Special Edition - April 1, 2008               Vol. VIII  
Ozone Diversion Pipes
Pipes are anchored thousands of feet into the ground.
Into the Stratosphere
Ground ozone is released high in the stratosphere to replenish the "good" ozone layer.

We looked at this problem and suddenly a light bulb turned on: Value-Added Product!”

Turning "Bad" Ozone into "Good" Ozone
Ground ozone will be piped into the stratosphere to help rebuild the hole in the ozone layer

In a classic example of American entrepreneurism, the natural gas industry has found a way to turn an environmental problem into a benefit to the world.

The Upper Green River Valley, the site of the second largest natural gas field in the United States, has seen an explosion of development over the last ten years on federal land south of Pinedale, Wyoming.

One of the unexpected biproducts of all the drill rigs, vehicles and industrial equipment has been the creation of ground ozone air pollution. The Wyoming Department of Environmental Quality (DEQ) issued five Ozone Health Advisories in less than a month between February and March 2008 due to high ground ozone levels, resulting in a public outcry demanding government and industry "do something" to solve the problem.

"We looked at this dilemma and suddenly a light bulb turned on: Value Added Product!" said gas industry spokesman Brad Belmont.

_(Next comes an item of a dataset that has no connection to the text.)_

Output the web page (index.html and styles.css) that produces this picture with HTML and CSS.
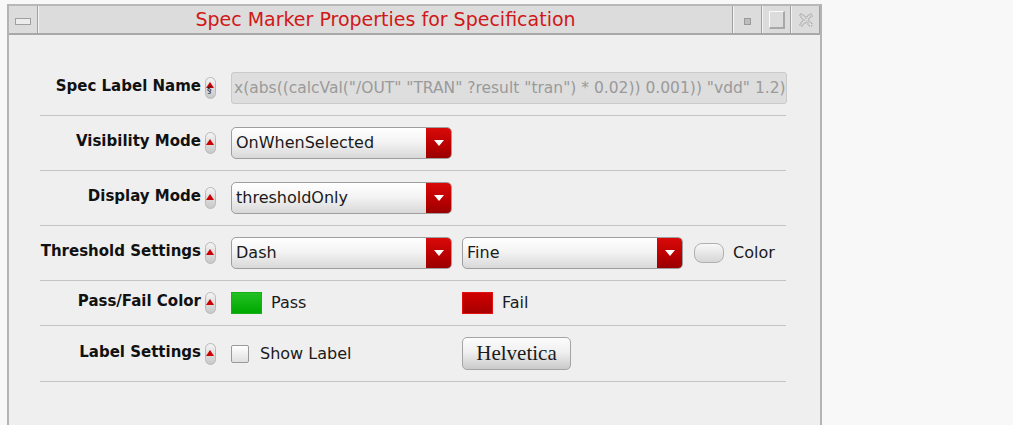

Just like the helium biproducts from the operations in LaBarge, we can take a waste product and create a whole new market for ozone. We'll take all this ‘bad ozone’ and turn it into ‘good ozone' by putting it where it is needed, up in the stratosphere," Belmont said.

"By relocating the ozone from the ground to the atmosphere, it will mend the hole in the ozone layer up there and help solve the problem of Global Warming," Belmont added. "Instead of government beaurocracy stepping in to further regulate industry, good old American ingenuity and capitalism have found a way to turn things around 180 degrees and even make a profit from it."

The companies already have permits to drill in each of the well site locations and long pipes that extend far into the ground to tap into the natural gas reserves deep beneath the earth. No new federal permits or environmental impact evaluations would be required to extend those pipes vertically upward. "Not a problem at all for us," said one gas-field worker. "One thing we know how to do is build long pipes!"

Industry plans to save billions by getting tax rebates from the international community for their "green" environmental efforts wherever their products are sold. U.S. government officials are working out the details of eco-tax breaks and creating new flow measuring devices to place in the pipes to ensure American coffers get their fair share of the new ozone tax revenue.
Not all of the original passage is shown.